#### Work to be completed:
Without the pictures, return all of the material exactly as written.

** start of Given material **

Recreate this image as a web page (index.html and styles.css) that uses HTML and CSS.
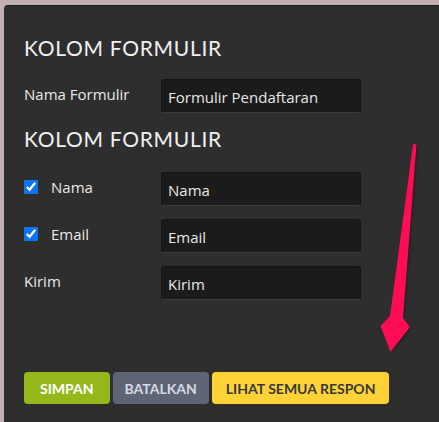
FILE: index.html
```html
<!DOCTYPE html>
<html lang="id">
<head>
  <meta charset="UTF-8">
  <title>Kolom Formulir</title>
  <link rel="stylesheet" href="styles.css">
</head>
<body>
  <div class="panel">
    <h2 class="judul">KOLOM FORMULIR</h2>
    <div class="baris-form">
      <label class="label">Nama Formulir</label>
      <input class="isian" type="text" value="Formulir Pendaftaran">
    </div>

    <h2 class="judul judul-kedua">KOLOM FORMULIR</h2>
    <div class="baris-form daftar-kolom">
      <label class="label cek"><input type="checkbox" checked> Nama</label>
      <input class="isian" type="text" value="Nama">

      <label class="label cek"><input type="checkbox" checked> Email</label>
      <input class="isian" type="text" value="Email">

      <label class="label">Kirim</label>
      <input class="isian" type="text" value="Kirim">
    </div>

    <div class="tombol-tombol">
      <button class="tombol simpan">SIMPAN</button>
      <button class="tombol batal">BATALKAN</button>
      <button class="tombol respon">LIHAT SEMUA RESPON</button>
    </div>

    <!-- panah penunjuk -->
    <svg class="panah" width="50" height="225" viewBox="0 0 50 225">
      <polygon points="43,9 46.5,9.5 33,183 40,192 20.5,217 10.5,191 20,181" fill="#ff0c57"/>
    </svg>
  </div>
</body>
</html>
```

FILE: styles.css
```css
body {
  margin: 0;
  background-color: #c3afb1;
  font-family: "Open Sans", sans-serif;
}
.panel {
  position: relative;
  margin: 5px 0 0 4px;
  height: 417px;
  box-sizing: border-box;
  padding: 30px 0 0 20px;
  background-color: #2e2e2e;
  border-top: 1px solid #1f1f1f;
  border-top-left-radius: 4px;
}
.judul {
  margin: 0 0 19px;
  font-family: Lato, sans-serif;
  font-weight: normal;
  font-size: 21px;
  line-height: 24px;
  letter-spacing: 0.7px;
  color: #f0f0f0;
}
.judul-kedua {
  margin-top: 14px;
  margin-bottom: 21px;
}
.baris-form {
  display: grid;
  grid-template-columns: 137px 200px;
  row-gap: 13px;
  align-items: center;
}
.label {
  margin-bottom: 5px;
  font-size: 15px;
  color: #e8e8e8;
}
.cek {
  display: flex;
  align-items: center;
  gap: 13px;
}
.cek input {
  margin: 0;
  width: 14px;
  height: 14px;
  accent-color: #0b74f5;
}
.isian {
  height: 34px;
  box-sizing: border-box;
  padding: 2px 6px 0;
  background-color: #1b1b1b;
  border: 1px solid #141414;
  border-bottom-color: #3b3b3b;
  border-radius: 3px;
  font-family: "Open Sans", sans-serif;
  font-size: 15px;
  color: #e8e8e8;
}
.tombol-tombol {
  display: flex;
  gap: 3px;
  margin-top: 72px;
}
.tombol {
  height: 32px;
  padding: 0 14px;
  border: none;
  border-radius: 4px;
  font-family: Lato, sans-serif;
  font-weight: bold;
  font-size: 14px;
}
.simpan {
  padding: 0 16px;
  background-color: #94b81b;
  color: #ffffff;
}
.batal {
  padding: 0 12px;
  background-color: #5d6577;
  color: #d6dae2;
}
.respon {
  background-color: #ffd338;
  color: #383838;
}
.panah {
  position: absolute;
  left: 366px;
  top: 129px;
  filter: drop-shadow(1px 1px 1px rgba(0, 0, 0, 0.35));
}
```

** end of Given material **

#### Response:
Recreate this image as a web page (index.html and styles.css) that uses HTML and CSS.
FILE: index.html
```html
<!DOCTYPE html>
<html lang="id">
<head>
  <meta charset="UTF-8">
  <title>Kolom Formulir</title>
  <link rel="stylesheet" href="styles.css">
</head>
<body>
  <div class="panel">
    <h2 class="judul">KOLOM FORMULIR</h2>
    <div class="baris-form">
      <label class="label">Nama Formulir</label>
      <input class="isian" type="text" value="Formulir Pendaftaran">
    </div>

    <h2 class="judul judul-kedua">KOLOM FORMULIR</h2>
    <div class="baris-form daftar-kolom">
      <label class="label cek"><input type="checkbox" checked> Nama</label>
      <input class="isian" type="text" value="Nama">

      <label class="label cek"><input type="checkbox" checked> Email</label>
      <input class="isian" type="text" value="Email">

      <label class="label">Kirim</label>
      <input class="isian" type="text" value="Kirim">
    </div>

    <div class="tombol-tombol">
      <button class="tombol simpan">SIMPAN</button>
      <button class="tombol batal">BATALKAN</button>
      <button class="tombol respon">LIHAT SEMUA RESPON</button>
    </div>

    <!-- panah penunjuk -->
    <svg class="panah" width="50" height="225" viewBox="0 0 50 225">
      <polygon points="43,9 46.5,9.5 33,183 40,192 20.5,217 10.5,191 20,181" fill="#ff0c57"/>
    </svg>
  </div>
</body>
</html>
```

FILE: styles.css
```css
body {
  margin: 0;
  background-color: #c3afb1;
  font-family: "Open Sans", sans-serif;
}
.panel {
  position: relative;
  margin: 5px 0 0 4px;
  height: 417px;
  box-sizing: border-box;
  padding: 30px 0 0 20px;
  background-color: #2e2e2e;
  border-top: 1px solid #1f1f1f;
  border-top-left-radius: 4px;
}
.judul {
  margin: 0 0 19px;
  font-family: Lato, sans-serif;
  font-weight: normal;
  font-size: 21px;
  line-height: 24px;
  letter-spacing: 0.7px;
  color: #f0f0f0;
}
.judul-kedua {
  margin-top: 14px;
  margin-bottom: 21px;
}
.baris-form {
  display: grid;
  grid-template-columns: 137px 200px;
  row-gap: 13px;
  align-items: center;
}
.label {
  margin-bottom: 5px;
  font-size: 15px;
  color: #e8e8e8;
}
.cek {
  display: flex;
  align-items: center;
  gap: 13px;
}
.cek input {
  margin: 0;
  width: 14px;
  height: 14px;
  accent-color: #0b74f5;
}
.isian {
  height: 34px;
  box-sizing: border-box;
  padding: 2px 6px 0;
  background-color: #1b1b1b;
  border: 1px solid #141414;
  border-bottom-color: #3b3b3b;
  border-radius: 3px;
  font-family: "Open Sans", sans-serif;
  font-size: 15px;
  color: #e8e8e8;
}
.tombol-tombol {
  display: flex;
  gap: 3px;
  margin-top: 72px;
}
.tombol {
  height: 32px;
  padding: 0 14px;
  border: none;
  border-radius: 4px;
  font-family: Lato, sans-serif;
  font-weight: bold;
  font-size: 14px;
}
.simpan {
  padding: 0 16px;
  background-color: #94b81b;
  color: #ffffff;
}
.batal {
  padding: 0 12px;
  background-color: #5d6577;
  color: #d6dae2;
}
.respon {
  background-color: #ffd338;
  color: #383838;
}
.panah {
  position: absolute;
  left: 366px;
  top: 129px;
  filter: drop-shadow(1px 1px 1px rgba(0, 0, 0, 0.35));
}
```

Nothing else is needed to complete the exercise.